Ever since the mainstream success of 2001's "The Fast and the Furious", street racing movies have been a recurring subject for big and small film studios alike. Despite the relative popularity of movies in this vein, they tend to draw the ire of "gearheads" (or petrolheads, for those across the pond) due to their questionable representation of cars, car culture, racing, and automotive technology. Whether it be nonsensical techno-babble, or impossible-to-reconcile vehicle physics, there tends to be a deluge of blind idiot errors or silly oversights that annoy those of us whose hearts pump synthetic oil rather than blood.
No movie is wholly immune to such things, but thankfully, "Born to Race" averts the aforementioned TFATF-esque ludicrousness. The research has clearly been done when it comes to the techno-babble strewn throughout the film. Moreover, car culture and drag racing is more or less accurately represented where other movies fall flat. The American muscle cars shown aren't the typical triumvirate of Mustang, Camaro, and Charger/Challenger (though these are certainly featured within). A Buick Grand National plays a significant role in the film, and is a recurring sight throughout, and there are scenes exhibiting an Oldsmobile 442, Chevrolet Bel Air and Nova, and even the Lil' Red Express 1979 Dodge D150 drag truck. In summation, the cars, car jargon, and car culture has a greater, more accurate representation than most Hollywood racer films.

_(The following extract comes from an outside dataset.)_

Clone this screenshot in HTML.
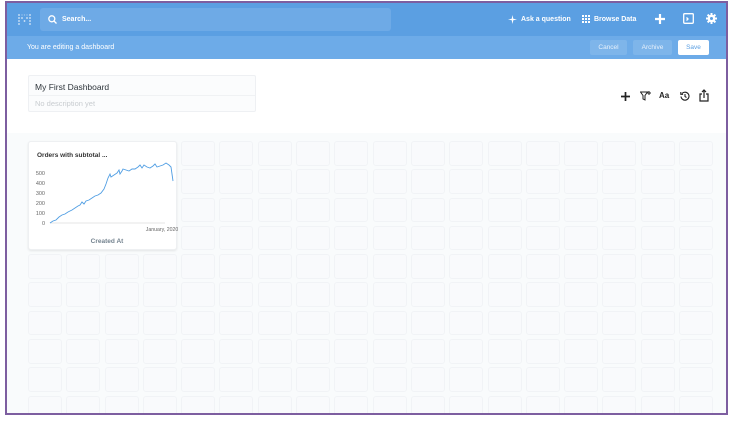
<!DOCTYPE html>
<html><head><style>
*{margin:0;padding:0;box-sizing:border-box}
body{width:729px;height:421px;background:#fff;font-family:"Liberation Sans",sans-serif;position:relative;overflow:hidden}
.frame{position:absolute;left:5px;top:1px;width:723px;height:414px;border:2px solid #7d5ea0;overflow:hidden;background:#f9fbfc}
.nav{position:absolute;left:0;top:0;width:100%;height:33px;background:#5b9fe2}
.edit{position:absolute;left:0;top:33px;width:100%;height:23px;background:#6dabe8;color:#fff;font-size:7px}
.head{position:absolute;left:0;top:56px;width:100%;height:74px;background:#fff}
.search{position:absolute;left:33px;top:5px;width:351px;height:23px;background:#6eaae6;border-radius:3px;color:#fff;font-size:7px;font-weight:bold;line-height:23px;padding-left:22px}
.nt{position:absolute;color:#fff;font-size:7px;font-weight:bold;top:13px}
.btn{position:absolute;top:4px;height:15px;border-radius:2px;font-size:6.5px;line-height:15px;text-align:center;background:#7eb5ea;color:#e8f1fb}
.grid{position:absolute;left:21px;top:138px;display:grid;grid-template-columns:repeat(18,34px);grid-auto-rows:24.5px;column-gap:4.3px;row-gap:3.8px}
.grid div{border:1px solid #f1f3f6;border-radius:3px;background:#f9fafc}
.card{position:absolute;left:21px;top:138px;width:149px;height:109px;background:#fff;border-radius:3px;box-shadow:0 1px 2px rgba(0,0,0,.09);border:1px solid #eef0f2}
</style></head><body>
<div class="frame">
<div class="nav">
<svg style="position:absolute;left:11px;top:11px" width="13" height="11" viewBox="0 0 13 11" fill="#dbe9f8"><g>
<circle cx="1" cy="1" r=".9"/><circle cx="1" cy="4" r=".9"/><circle cx="1" cy="7" r=".9"/><circle cx="1" cy="10" r=".9"/>
<circle cx="4" cy="4" r=".9"/><circle cx="6.5" cy="7" r=".9"/><circle cx="9" cy="4" r=".9"/><circle cx="4" cy="1" r=".7" opacity=".5"/><circle cx="6.5" cy="1" r=".7" opacity=".5"/><circle cx="9" cy="1" r=".7" opacity=".5"/>
<circle cx="12" cy="1" r=".9"/><circle cx="12" cy="4" r=".9"/><circle cx="12" cy="7" r=".9"/><circle cx="12" cy="10" r=".9"/></g></svg>
<div class="search"><svg style="position:absolute;left:8px;top:7px" width="9" height="9" viewBox="0 0 9 9" fill="none" stroke="#fff" stroke-width="1.3"><circle cx="3.8" cy="3.8" r="3"/><path d="M6 6l2.5 2.5"/></svg>Search...</div>
<svg style="position:absolute;left:501px;top:12px" width="9" height="9" viewBox="0 0 9 9"><path d="M4.5 0L5.3 3.7 9 4.5 5.3 5.3 4.5 9 3.7 5.3 0 4.5 3.7 3.7Z" fill="#fff"/></svg>
<div class="nt" style="left:514px">Ask a question</div>
<svg style="position:absolute;left:575px;top:12px" width="8" height="8" viewBox="0 0 8 8" fill="#fff"><rect x="0" y="0" width="2" height="2"/><rect x="3" y="0" width="2" height="2"/><rect x="6" y="0" width="2" height="2"/><rect x="0" y="3" width="2" height="2"/><rect x="3" y="3" width="2" height="2"/><rect x="6" y="3" width="2" height="2"/><rect x="0" y="6" width="2" height="2"/><rect x="3" y="6" width="2" height="2"/><rect x="6" y="6" width="2" height="2"/></svg>
<div class="nt" style="left:587px">Browse Data</div>
<svg style="position:absolute;left:648px;top:11px" width="10" height="10" viewBox="0 0 10 10"><path d="M5 0v10M0 5h10" stroke="#fff" stroke-width="2.2"/></svg>
<svg style="position:absolute;left:676px;top:10px" width="11" height="11" viewBox="0 0 11 11" fill="none" stroke="#fff" stroke-width="1.3"><rect x=".7" y=".7" width="9.6" height="9.6" rx="1"/><path d="M3.5 4.5l1.5 1.5-1.5 1.5"/></svg>
<svg style="position:absolute;left:699px;top:10px" width="11" height="11" viewBox="0 0 11 11"><g fill="#fff"><circle cx="5.5" cy="5.5" r="3.8"/><rect x="4.5" y="0" width="2" height="11"/><rect x="0" y="4.5" width="11" height="2"/><rect x="4.5" y="0" width="2" height="11" transform="rotate(45 5.5 5.5)"/><rect x="4.5" y="0" width="2" height="11" transform="rotate(-45 5.5 5.5)"/></g><circle cx="5.5" cy="5.5" r="1.5" fill="#5b9fe2"/></svg>
</div>
<div class="edit"><span style="position:absolute;left:20px;top:8px">You are editing a dashboard</span>
<div class="btn" style="left:583px;width:37px">Cancel</div>
<div class="btn" style="left:626px;width:39px">Archive</div>
<div class="btn" style="left:671px;width:31px;background:#fff;color:#5b9fe2">Save</div>
</div>
<div class="head">
<div style="position:absolute;left:21px;top:16px;width:228px;height:37px;border:1px solid #eef0f3;border-radius:2px;background:#fbfcfd">
<div style="position:absolute;left:6px;top:6px;font-size:8.5px;color:#2e353b">My First Dashboard</div>
<div style="position:absolute;left:0;top:19px;width:100%;border-top:1px solid #f0f2f4"></div>
<div style="position:absolute;left:6px;top:23px;font-size:7.5px;color:#c8ccd0">No description yet</div>
</div>
<svg style="position:absolute;left:614px;top:33px" width="9" height="9" viewBox="0 0 9 9"><path d="M4.5 0v9M0 4.5h9" stroke="#222" stroke-width="1.7"/></svg>
<svg style="position:absolute;left:633px;top:32px" width="11" height="10" viewBox="0 0 11 10" fill="none" stroke="#222" stroke-width="1"><path d="M.5 1h7L5 4.5V9L3 8V4.5Z"/><path d="M9 0v4M7 2h4"/></svg>
<div style="position:absolute;left:652px;top:32px;font-size:8px;font-weight:bold;color:#222">Aa</div>
<svg style="position:absolute;left:673px;top:32px" width="10" height="10" viewBox="0 0 10 10" fill="none" stroke="#222" stroke-width="1.1"><path d="M2 2.5A4 4 0 1 1 1 5.5"/><path d="M.8 1v2.3h2.3"/><path d="M5 3v2.5l1.5 1"/></svg>
<svg style="position:absolute;left:692px;top:30px" width="10" height="13" viewBox="0 0 10 13" fill="none" stroke="#222" stroke-width="1.2"><path d="M3 5H1v7h8V5H7"/><path d="M5 9V1M3 3l2-2 2 2"/></svg>
</div>
<div class="grid">
<div></div><div></div><div></div><div></div><div></div><div></div><div></div><div></div><div></div><div></div><div></div><div></div><div></div><div></div><div></div><div></div><div></div><div></div>
<div></div><div></div><div></div><div></div><div></div><div></div><div></div><div></div><div></div><div></div><div></div><div></div><div></div><div></div><div></div><div></div><div></div><div></div>
<div></div><div></div><div></div><div></div><div></div><div></div><div></div><div></div><div></div><div></div><div></div><div></div><div></div><div></div><div></div><div></div><div></div><div></div>
<div></div><div></div><div></div><div></div><div></div><div></div><div></div><div></div><div></div><div></div><div></div><div></div><div></div><div></div><div></div><div></div><div></div><div></div>
<div></div><div></div><div></div><div></div><div></div><div></div><div></div><div></div><div></div><div></div><div></div><div></div><div></div><div></div><div></div><div></div><div></div><div></div>
<div></div><div></div><div></div><div></div><div></div><div></div><div></div><div></div><div></div><div></div><div></div><div></div><div></div><div></div><div></div><div></div><div></div><div></div>
<div></div><div></div><div></div><div></div><div></div><div></div><div></div><div></div><div></div><div></div><div></div><div></div><div></div><div></div><div></div><div></div><div></div><div></div>
<div></div><div></div><div></div><div></div><div></div><div></div><div></div><div></div><div></div><div></div><div></div><div></div><div></div><div></div><div></div><div></div><div></div><div></div>
<div></div><div></div><div></div><div></div><div></div><div></div><div></div><div></div><div></div><div></div><div></div><div></div><div></div><div></div><div></div><div></div><div></div><div></div>
<div></div><div></div><div></div><div></div><div></div><div></div><div></div><div></div><div></div><div></div><div></div><div></div><div></div><div></div><div></div><div></div><div></div><div></div>
</div>
<div class="card">
<div style="position:absolute;left:8px;top:10px;font-size:6.5px;font-weight:bold;color:#333">Orders with subtotal ...</div>
<svg style="position:absolute;left:0;top:0" width="149" height="109" viewBox="0 0 149 109" font-family="Liberation Sans" font-size="5.5" fill="#666">
<text x="16" y="33" text-anchor="end">500</text><text x="16" y="43" text-anchor="end">400</text><text x="16" y="53" text-anchor="end">300</text><text x="16" y="63" text-anchor="end">200</text><text x="16" y="73" text-anchor="end">100</text><text x="16" y="83" text-anchor="end">0</text>
<path d="M21 81H136" stroke="#ddd" stroke-width=".7"/>
<path d="M21 81l3-2 3-1 3-3 3-2 3-1 3-2 4-2 3-2 3-2 2-1 2-3 2 2 2-3 3-1 3-2 3-2 3-1 3-2 3-4 2-5 2-6 2-4 1 3 3-2 3-2 2-3 1 4 2-3 1-2 3 1 3 1 3-2 3 0 3-2 2-2 2 3 2-3 3 2 3 1 3-2 2-2 2 3 3-1 3-1 3-2 3 2 2 2 1 7 1 7" fill="none" stroke="#509ee3" stroke-width=".9"/>
<text x="133" y="89" text-anchor="middle" font-size="5.2">January, 2020</text>
<text x="78" y="101" text-anchor="middle" font-size="6.5" fill="#74838f" font-weight="bold">Created At</text>
</svg>
</div>
</div>
</body></html>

The other large failing of many street racing-genre films is the catastrophically canned acting the leads and support dole out. While the script is nothing short of generic high school hero stuff, the acting is of an unusually high caliber. Lead Joseph Cross, of "Running With Scissors" fame, delivers a solid, if slightly weedy performance, and the big bad bully, played by Brando Eaton, does well with what he's given to work with. My personal favorite character, the father of the protagonist, played by veteran John Pyper-Ferguson, puts forth an excellent effort, managing to be lovable, despicable, and humorous all at once.
Where other street racer movies are a complete mess of poor acting and Wikipedia knowledge, Born to Race manages a solid cinema experience for a fraction of the cost of the big boys. I would recommend this film to any street racing/drag racing aficionados, as well as anyone who likes a decent high school hero drama-type story.